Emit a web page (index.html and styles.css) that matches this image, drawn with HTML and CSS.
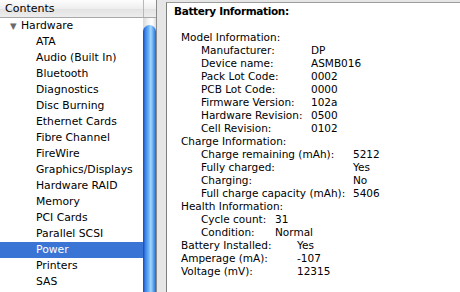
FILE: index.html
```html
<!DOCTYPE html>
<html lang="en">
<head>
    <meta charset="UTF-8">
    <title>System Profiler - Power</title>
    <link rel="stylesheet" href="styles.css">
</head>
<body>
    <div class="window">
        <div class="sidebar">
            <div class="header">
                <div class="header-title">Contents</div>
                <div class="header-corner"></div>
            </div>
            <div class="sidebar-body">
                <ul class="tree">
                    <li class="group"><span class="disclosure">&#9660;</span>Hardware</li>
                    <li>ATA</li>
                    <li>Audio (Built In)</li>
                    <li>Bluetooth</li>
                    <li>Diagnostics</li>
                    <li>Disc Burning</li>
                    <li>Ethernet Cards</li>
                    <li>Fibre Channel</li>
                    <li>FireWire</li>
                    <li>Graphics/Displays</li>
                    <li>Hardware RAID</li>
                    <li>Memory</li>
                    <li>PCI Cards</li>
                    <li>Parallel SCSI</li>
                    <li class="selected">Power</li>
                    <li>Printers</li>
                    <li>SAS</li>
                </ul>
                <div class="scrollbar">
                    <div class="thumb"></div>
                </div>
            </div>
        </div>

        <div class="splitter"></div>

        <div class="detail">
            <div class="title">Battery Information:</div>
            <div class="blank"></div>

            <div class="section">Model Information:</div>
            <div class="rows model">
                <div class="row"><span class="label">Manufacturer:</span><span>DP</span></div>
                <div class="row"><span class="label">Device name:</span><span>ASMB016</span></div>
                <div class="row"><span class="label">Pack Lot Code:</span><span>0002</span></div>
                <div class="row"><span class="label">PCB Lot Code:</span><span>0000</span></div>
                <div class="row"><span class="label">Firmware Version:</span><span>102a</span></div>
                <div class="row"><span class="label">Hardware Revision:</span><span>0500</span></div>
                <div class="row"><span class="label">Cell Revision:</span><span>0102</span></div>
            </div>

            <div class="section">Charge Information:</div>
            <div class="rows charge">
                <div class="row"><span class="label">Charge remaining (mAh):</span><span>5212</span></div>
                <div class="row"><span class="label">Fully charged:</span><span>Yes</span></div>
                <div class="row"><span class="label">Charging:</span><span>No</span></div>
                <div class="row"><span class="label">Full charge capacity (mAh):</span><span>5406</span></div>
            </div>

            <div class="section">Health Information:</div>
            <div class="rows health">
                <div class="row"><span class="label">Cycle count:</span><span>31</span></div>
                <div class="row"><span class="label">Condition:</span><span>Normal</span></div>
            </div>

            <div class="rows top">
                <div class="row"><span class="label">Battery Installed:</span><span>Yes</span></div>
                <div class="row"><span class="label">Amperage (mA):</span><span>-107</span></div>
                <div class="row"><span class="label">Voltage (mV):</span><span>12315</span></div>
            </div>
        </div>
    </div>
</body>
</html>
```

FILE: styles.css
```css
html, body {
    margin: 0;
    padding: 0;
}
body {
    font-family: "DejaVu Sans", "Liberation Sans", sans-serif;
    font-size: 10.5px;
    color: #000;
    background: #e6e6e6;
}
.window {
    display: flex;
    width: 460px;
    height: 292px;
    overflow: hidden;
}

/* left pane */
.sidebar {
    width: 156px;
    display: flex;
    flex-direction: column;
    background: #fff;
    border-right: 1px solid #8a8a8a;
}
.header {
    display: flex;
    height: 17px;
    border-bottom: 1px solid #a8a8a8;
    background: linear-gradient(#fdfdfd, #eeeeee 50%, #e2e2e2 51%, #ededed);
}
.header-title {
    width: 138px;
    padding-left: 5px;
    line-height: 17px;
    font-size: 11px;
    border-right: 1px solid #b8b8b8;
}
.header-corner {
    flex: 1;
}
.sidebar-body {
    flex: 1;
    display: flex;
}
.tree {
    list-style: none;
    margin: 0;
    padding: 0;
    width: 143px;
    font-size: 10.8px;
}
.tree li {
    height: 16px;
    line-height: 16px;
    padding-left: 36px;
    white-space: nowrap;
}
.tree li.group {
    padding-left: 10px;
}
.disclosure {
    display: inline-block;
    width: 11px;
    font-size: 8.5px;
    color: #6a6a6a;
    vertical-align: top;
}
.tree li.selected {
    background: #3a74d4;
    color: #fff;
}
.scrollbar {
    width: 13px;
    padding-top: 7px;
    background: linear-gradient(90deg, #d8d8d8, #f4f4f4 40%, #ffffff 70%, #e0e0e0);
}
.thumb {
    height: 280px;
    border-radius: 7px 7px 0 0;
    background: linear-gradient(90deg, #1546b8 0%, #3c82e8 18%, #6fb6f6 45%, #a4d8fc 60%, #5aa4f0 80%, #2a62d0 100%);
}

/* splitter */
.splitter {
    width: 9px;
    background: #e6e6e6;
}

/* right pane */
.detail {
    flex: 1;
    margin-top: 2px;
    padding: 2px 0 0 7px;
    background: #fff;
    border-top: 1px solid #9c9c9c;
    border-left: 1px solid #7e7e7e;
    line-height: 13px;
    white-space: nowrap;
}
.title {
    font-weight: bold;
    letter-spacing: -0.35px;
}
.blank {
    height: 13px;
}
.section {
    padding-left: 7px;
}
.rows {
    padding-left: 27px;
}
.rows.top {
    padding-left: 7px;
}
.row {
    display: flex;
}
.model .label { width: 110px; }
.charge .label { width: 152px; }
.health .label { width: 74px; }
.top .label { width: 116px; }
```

▬▬▬▬▬▬▬▬▬▬

YOUR GOAL -
Would you return the data exactly as written, without the pictures?

SOLUTION TO THIS EXERCISE -
Emit a web page (index.html and styles.css) that matches this image, drawn with HTML and CSS.
FILE: index.html
```html
<!DOCTYPE html>
<html lang="en">
<head>
    <meta charset="UTF-8">
    <title>System Profiler - Power</title>
    <link rel="stylesheet" href="styles.css">
</head>
<body>
    <div class="window">
        <div class="sidebar">
            <div class="header">
                <div class="header-title">Contents</div>
                <div class="header-corner"></div>
            </div>
            <div class="sidebar-body">
                <ul class="tree">
                    <li class="group"><span class="disclosure">&#9660;</span>Hardware</li>
                    <li>ATA</li>
                    <li>Audio (Built In)</li>
                    <li>Bluetooth</li>
                    <li>Diagnostics</li>
                    <li>Disc Burning</li>
                    <li>Ethernet Cards</li>
                    <li>Fibre Channel</li>
                    <li>FireWire</li>
                    <li>Graphics/Displays</li>
                    <li>Hardware RAID</li>
                    <li>Memory</li>
                    <li>PCI Cards</li>
                    <li>Parallel SCSI</li>
                    <li class="selected">Power</li>
                    <li>Printers</li>
                    <li>SAS</li>
                </ul>
                <div class="scrollbar">
                    <div class="thumb"></div>
                </div>
            </div>
        </div>

        <div class="splitter"></div>

        <div class="detail">
            <div class="title">Battery Information:</div>
            <div class="blank"></div>

            <div class="section">Model Information:</div>
            <div class="rows model">
                <div class="row"><span class="label">Manufacturer:</span><span>DP</span></div>
                <div class="row"><span class="label">Device name:</span><span>ASMB016</span></div>
                <div class="row"><span class="label">Pack Lot Code:</span><span>0002</span></div>
                <div class="row"><span class="label">PCB Lot Code:</span><span>0000</span></div>
                <div class="row"><span class="label">Firmware Version:</span><span>102a</span></div>
                <div class="row"><span class="label">Hardware Revision:</span><span>0500</span></div>
                <div class="row"><span class="label">Cell Revision:</span><span>0102</span></div>
            </div>

            <div class="section">Charge Information:</div>
            <div class="rows charge">
                <div class="row"><span class="label">Charge remaining (mAh):</span><span>5212</span></div>
                <div class="row"><span class="label">Fully charged:</span><span>Yes</span></div>
                <div class="row"><span class="label">Charging:</span><span>No</span></div>
                <div class="row"><span class="label">Full charge capacity (mAh):</span><span>5406</span></div>
            </div>

            <div class="section">Health Information:</div>
            <div class="rows health">
                <div class="row"><span class="label">Cycle count:</span><span>31</span></div>
                <div class="row"><span class="label">Condition:</span><span>Normal</span></div>
            </div>

            <div class="rows top">
                <div class="row"><span class="label">Battery Installed:</span><span>Yes</span></div>
                <div class="row"><span class="label">Amperage (mA):</span><span>-107</span></div>
                <div class="row"><span class="label">Voltage (mV):</span><span>12315</span></div>
            </div>
        </div>
    </div>
</body>
</html>
```

FILE: styles.css
```css
html, body {
    margin: 0;
    padding: 0;
}
body {
    font-family: "DejaVu Sans", "Liberation Sans", sans-serif;
    font-size: 10.5px;
    color: #000;
    background: #e6e6e6;
}
.window {
    display: flex;
    width: 460px;
    height: 292px;
    overflow: hidden;
}

/* left pane */
.sidebar {
    width: 156px;
    display: flex;
    flex-direction: column;
    background: #fff;
    border-right: 1px solid #8a8a8a;
}
.header {
    display: flex;
    height: 17px;
    border-bottom: 1px solid #a8a8a8;
    background: linear-gradient(#fdfdfd, #eeeeee 50%, #e2e2e2 51%, #ededed);
}
.header-title {
    width: 138px;
    padding-left: 5px;
    line-height: 17px;
    font-size: 11px;
    border-right: 1px solid #b8b8b8;
}
.header-corner {
    flex: 1;
}
.sidebar-body {
    flex: 1;
    display: flex;
}
.tree {
    list-style: none;
    margin: 0;
    padding: 0;
    width: 143px;
    font-size: 10.8px;
}
.tree li {
    height: 16px;
    line-height: 16px;
    padding-left: 36px;
    white-space: nowrap;
}
.tree li.group {
    padding-left: 10px;
}
.disclosure {
    display: inline-block;
    width: 11px;
    font-size: 8.5px;
    color: #6a6a6a;
    vertical-align: top;
}
.tree li.selected {
    background: #3a74d4;
    color: #fff;
}
.scrollbar {
    width: 13px;
    padding-top: 7px;
    background: linear-gradient(90deg, #d8d8d8, #f4f4f4 40%, #ffffff 70%, #e0e0e0);
}
.thumb {
    height: 280px;
    border-radius: 7px 7px 0 0;
    background: linear-gradient(90deg, #1546b8 0%, #3c82e8 18%, #6fb6f6 45%, #a4d8fc 60%, #5aa4f0 80%, #2a62d0 100%);
}

/* splitter */
.splitter {
    width: 9px;
    background: #e6e6e6;
}

/* right pane */
.detail {
    flex: 1;
    margin-top: 2px;
    padding: 2px 0 0 7px;
    background: #fff;
    border-top: 1px solid #9c9c9c;
    border-left: 1px solid #7e7e7e;
    line-height: 13px;
    white-space: nowrap;
}
.title {
    font-weight: bold;
    letter-spacing: -0.35px;
}
.blank {
    height: 13px;
}
.section {
    padding-left: 7px;
}
.rows {
    padding-left: 27px;
}
.rows.top {
    padding-left: 7px;
}
.row {
    display: flex;
}
.model .label { width: 110px; }
.charge .label { width: 152px; }
.health .label { width: 74px; }
.top .label { width: 116px; }
```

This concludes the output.